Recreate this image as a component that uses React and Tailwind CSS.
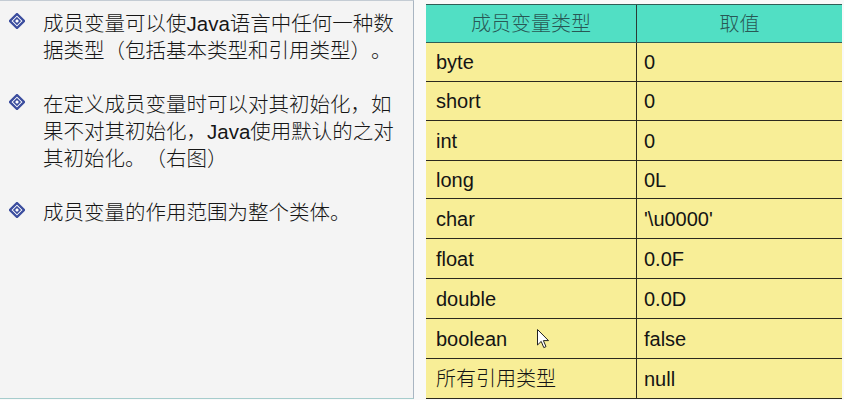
import React from "react";

const FONT = { fontFamily: '"Liberation Sans", "Noto Sans CJK SC", sans-serif' };

function Bullet() {
  return (
    <svg width="16" height="16" viewBox="0 0 16 16" className="block">
      <path d="M8 1 L15 8 L8 15 L1 8 Z" fill="#ffffff" stroke="#3b4d9e" strokeWidth="2.3" />
      <path d="M8 5 L11 8 L8 11 L5 8 Z" fill="#ffffff" stroke="#3b4d9e" strokeWidth="1.6" />
    </svg>
  );
}

function Item({ lines, last }) {
  return (
    <div className={last ? "flex" : "flex mb-[27px]"}>
      <div className="w-[43px] shrink-0 pl-[9px] pt-[3px]">
        <Bullet />
      </div>
      <div className="text-[20.5px] leading-[27px] font-light text-[#161616] whitespace-nowrap [text-spacing-trim:space-all]">
        {lines.map((l, i) => (
          <div key={i}>{l}</div>
        ))}
      </div>
    </div>
  );
}

const rows = [
  ["byte", "0", "h-[39px]"],
  ["short", "0", "h-[39px]"],
  ["int", "0", "h-[40px]"],
  ["long", "0L", "h-[38px]"],
  ["char", "'\\u0000'", "h-[40px]"],
  ["float", "0.0F", "h-[40px]"],
  ["double", "0.0D", "h-[40px]"],
  ["boolean", "false", "h-[40px]"],
  ["所有引用类型", "null", "h-[40px]"],
];

export default function App() {
  return (
    <div className="relative w-[844px] h-[400px] overflow-hidden bg-[#f9f9f9] flex" style={FONT}>
      {/* left panel */}
      <div className="w-[414px] h-[399px] shrink-0 bg-[#f4f4f4] border-t border-t-[#c4ccd4] border-r border-r-[#a9b5c2] border-b border-b-[#a6cccc] pt-[9px]">
        <Item lines={["成员变量可以使Java语言中任何一种数", "据类型（包括基本类型和引用类型）。"]} />
        <Item
          lines={[
            "在定义成员变量时可以对其初始化，如",
            "果不对其初始化，Java使用默认的之对",
            "其初始化。（右图）",
          ]}
        />
        <Item lines={["成员变量的作用范围为整个类体。"]} last />
      </div>

      {/* gap strip */}
      <div className="w-[12px] shrink-0" />

      {/* table */}
      <div className="w-[416px] shrink-0 pt-[4px]">
        <div className="flex h-[39px] bg-[#51dfc4] border-t border-b border-[#2f5e56] text-[20px] font-light text-[#285855] [text-spacing-trim:space-all]">
          <div className="w-[211px] border-r border-[#2a3a36] flex items-center justify-center">成员变量类型</div>
          <div className="flex-1 flex items-center justify-center">取值</div>
        </div>
        {rows.map(([a, b, h]) => (
          <div key={a} className={`flex ${h} bg-[#f8ee97] border-b border-[#2c2a1e] text-[20px] font-light text-[#141414]`}>
            <div className="w-[211px] border-r border-[#2c2a1e] flex items-center pl-[10px]">{a}</div>
            <div className="flex-1 flex items-center pl-[7px]">{b}</div>
          </div>
        ))}
      </div>

      {/* mouse cursor */}
      <svg className="absolute left-[537px] top-[329px]" width="13" height="20" viewBox="0 0 13 20">
        <path
          d="M0.5 0.5 L0.5 16 L4.2 12.4 L6.8 18.6 L9 17.6 L6.4 11.6 L11.5 11.6 Z"
          fill="#ffffff"
          stroke="#222222"
          strokeWidth="1"
          strokeLinejoin="round"
        />
      </svg>
    </div>
  );
}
......
# [Set task]
Every line of the data above should be quoted exactly. Omit the pictures.

# [Complete response]
Recreate this image as a component that uses React and Tailwind CSS.
import React from "react";

const FONT = { fontFamily: '"Liberation Sans", "Noto Sans CJK SC", sans-serif' };

function Bullet() {
  return (
    <svg width="16" height="16" viewBox="0 0 16 16" className="block">
      <path d="M8 1 L15 8 L8 15 L1 8 Z" fill="#ffffff" stroke="#3b4d9e" strokeWidth="2.3" />
      <path d="M8 5 L11 8 L8 11 L5 8 Z" fill="#ffffff" stroke="#3b4d9e" strokeWidth="1.6" />
    </svg>
  );
}

function Item({ lines, last }) {
  return (
    <div className={last ? "flex" : "flex mb-[27px]"}>
      <div className="w-[43px] shrink-0 pl-[9px] pt-[3px]">
        <Bullet />
      </div>
      <div className="text-[20.5px] leading-[27px] font-light text-[#161616] whitespace-nowrap [text-spacing-trim:space-all]">
        {lines.map((l, i) => (
          <div key={i}>{l}</div>
        ))}
      </div>
    </div>
  );
}

const rows = [
  ["byte", "0", "h-[39px]"],
  ["short", "0", "h-[39px]"],
  ["int", "0", "h-[40px]"],
  ["long", "0L", "h-[38px]"],
  ["char", "'\\u0000'", "h-[40px]"],
  ["float", "0.0F", "h-[40px]"],
  ["double", "0.0D", "h-[40px]"],
  ["boolean", "false", "h-[40px]"],
  ["所有引用类型", "null", "h-[40px]"],
];

export default function App() {
  return (
    <div className="relative w-[844px] h-[400px] overflow-hidden bg-[#f9f9f9] flex" style={FONT}>
      {/* left panel */}
      <div className="w-[414px] h-[399px] shrink-0 bg-[#f4f4f4] border-t border-t-[#c4ccd4] border-r border-r-[#a9b5c2] border-b border-b-[#a6cccc] pt-[9px]">
        <Item lines={["成员变量可以使Java语言中任何一种数", "据类型（包括基本类型和引用类型）。"]} />
        <Item
          lines={[
            "在定义成员变量时可以对其初始化，如",
            "果不对其初始化，Java使用默认的之对",
            "其初始化。（右图）",
          ]}
        />
        <Item lines={["成员变量的作用范围为整个类体。"]} last />
      </div>

      {/* gap strip */}
      <div className="w-[12px] shrink-0" />

      {/* table */}
      <div className="w-[416px] shrink-0 pt-[4px]">
        <div className="flex h-[39px] bg-[#51dfc4] border-t border-b border-[#2f5e56] text-[20px] font-light text-[#285855] [text-spacing-trim:space-all]">
          <div className="w-[211px] border-r border-[#2a3a36] flex items-center justify-center">成员变量类型</div>
          <div className="flex-1 flex items-center justify-center">取值</div>
        </div>
        {rows.map(([a, b, h]) => (
          <div key={a} className={`flex ${h} bg-[#f8ee97] border-b border-[#2c2a1e] text-[20px] font-light text-[#141414]`}>
            <div className="w-[211px] border-r border-[#2c2a1e] flex items-center pl-[10px]">{a}</div>
            <div className="flex-1 flex items-center pl-[7px]">{b}</div>
          </div>
        ))}
      </div>

      {/* mouse cursor */}
      <svg className="absolute left-[537px] top-[329px]" width="13" height="20" viewBox="0 0 13 20">
        <path
          d="M0.5 0.5 L0.5 16 L4.2 12.4 L6.8 18.6 L9 17.6 L6.4 11.6 L11.5 11.6 Z"
          fill="#ffffff"
          stroke="#222222"
          strokeWidth="1"
          strokeLinejoin="round"
        />
      </svg>
    </div>
  );
}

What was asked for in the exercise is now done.